To exercise the right of withdrawal, you must inform us (sprd.net AG, Gießerstr. 27, 04229 Leipzig, Deutschland, Telefon +49 (0) 341 59 400 5900, Fax +49 (0) 341 59 400 5499, firstname.lastname@example.org) of your decision to withdraw from this contract by an unequivocal statement (e.g. a letter sent by post, fax or e-mail). You may use the attached model withdrawal form, but it is not obligatory. To meet the withdrawal deadline, it is sufficient for you to send your communication concerning your exercise of the right of withdrawal before the withdrawal period has expired.
Effects of withdrawal
If you withdraw from this contract, we shall reimburse to you all payments received from you, including the costs of delivery (with the exception of the supplementary costs resulting from your choice of a type of delivery other than the least expensive type of standard delivery offered by us), without undue delay and in any event not later than 14 days from the day on which we are informed about your decision to withdraw from this contract. We will carry out such reimbursement using the same means of payment as you used for the initial transaction, unless you have expressly agreed otherwise; in any event, you will not incur any fees as a result of such reimbursement.
We may withhold reimbursement until we have received the goods back or you have supplied evidence of having sent back the goods, whichever is the earliest. You shall send back the goods or hand them over to us, without undue delay and in any event not later than 14 days from the day on which you communicate your withdrawal from this contract to us. The deadline is met if you send back the goods before the period of 14 days has expired. You will have to bear the direct cost of returning the goods. The cost is estimated at a maximum of approximately 4 GBP. You are only liable for any diminished value of the goods resulting from the handling other than what is necessary to establish the nature, characteristics and functioning of the goods.
Model withdrawal form
(complete and return this form only if you wish to withdraw from the contract)
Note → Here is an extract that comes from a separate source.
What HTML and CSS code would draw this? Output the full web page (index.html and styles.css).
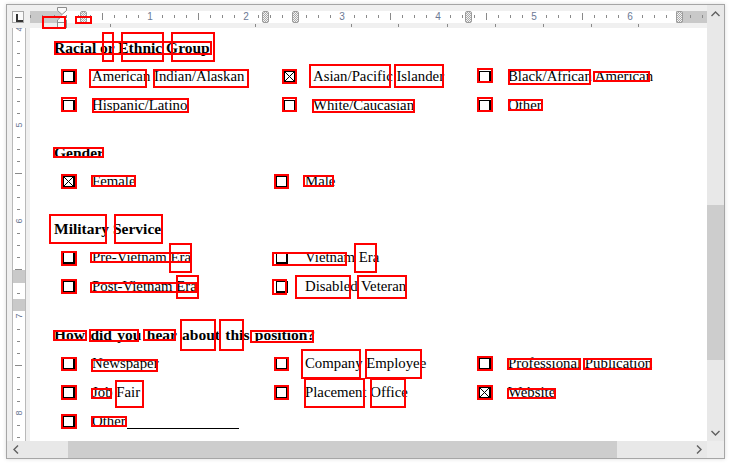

- To sprd.net AG, Gießerstr. 27, 04229 Leipzig, Deutschland, Fax +49 (0) 341 59 400 5499, email@example.com:
- I/We (*) hereby give notice that I/We (*) withdraw from my/our (*) contract of sale of the following goods (*)/for the provision of the following service (*),
- Ordered on (*)/received on (*),
- Name of consumer(s),
- Address of consumer(s),
- Signature of consumer(s) (only if this form is notified on paper),
(*) Delete as appropriate.
Exceptions to the right to cancel
Revocation of this contract is not possible with regard to the delivery of goods that have not been pre-fabricated, and which have been either selected individually or that have been explicitly personalised by the customer to meet his personal preferences.
§ 14 Copyrights on Print Designs, Indemnity
(1) The Customer guarantees Yink that print motifs and texts supplied by them are free of third party rights and do not violate any statutory provisions (in particular penal provisions and provisions concerning the protection of young people).
(2) The Customer will indemnify Yink against all debts outstanding and claims made against Yink due to the breach of such third party rights or statutory provisions, provided the Customer is responsible for the breach of duty. Under the same prerequisites, the Customer shall reimburse Yink for all defence costs and other losses incurred.
§ 15 Technical and Design Differences
Yink explicitly reserves the right to differences customary in the trade between the contract performance and the descriptions and details in brochures, catalogues and other written and electronic documents regarding the material property, colour, weight, dimensions, design or similar characteristics, provided it is reasonable to expect the Customer to accept these. Reasons for changes which the Customer can reasonably be expected to accept can result from customary fluctuations in the trade and technical production processes.
16 Juridicial Venue – Place of Performance – Applicable Law
(1) The place of performance for all deliveries is the registered office of Yink in Leipzig.
(2) If the Customer is a businessperson as defined in the HGB (German Commercial Code), a public law body or a special asset under public law, the juridicial venue is Leipzig. In this case, Yink is also entitled to opt to take the Customer to court in the Customer's place of residence. The same applies accordingly for the case that the Customer does not have a general juridical venue in Germany, relocates their place of residence or usual place of stay from Germany to abroad after the Contract has been concluded or their place of residence or usual place of stay is unknown on instituting legal proceedings.
(3) The Contract according to these General Terms and Conditions of Business and Sale are solely subject to the laws of the Federal Republic of Germany. Assertion of UN United Nations Convention on Contracts for the International Sale of Goods is excluded. If the Customer is a consumer as defined in § 13 BGB (German Civil Code) and is usually resident abroad, mandatory provisions of this foreign state remain unaffected.
(4) Should individual terms and conditions of these General Terms and Conditions of Business and Sale be invalid or contradict the statutory provisions, the remainder of the Contract shall remain unaffected.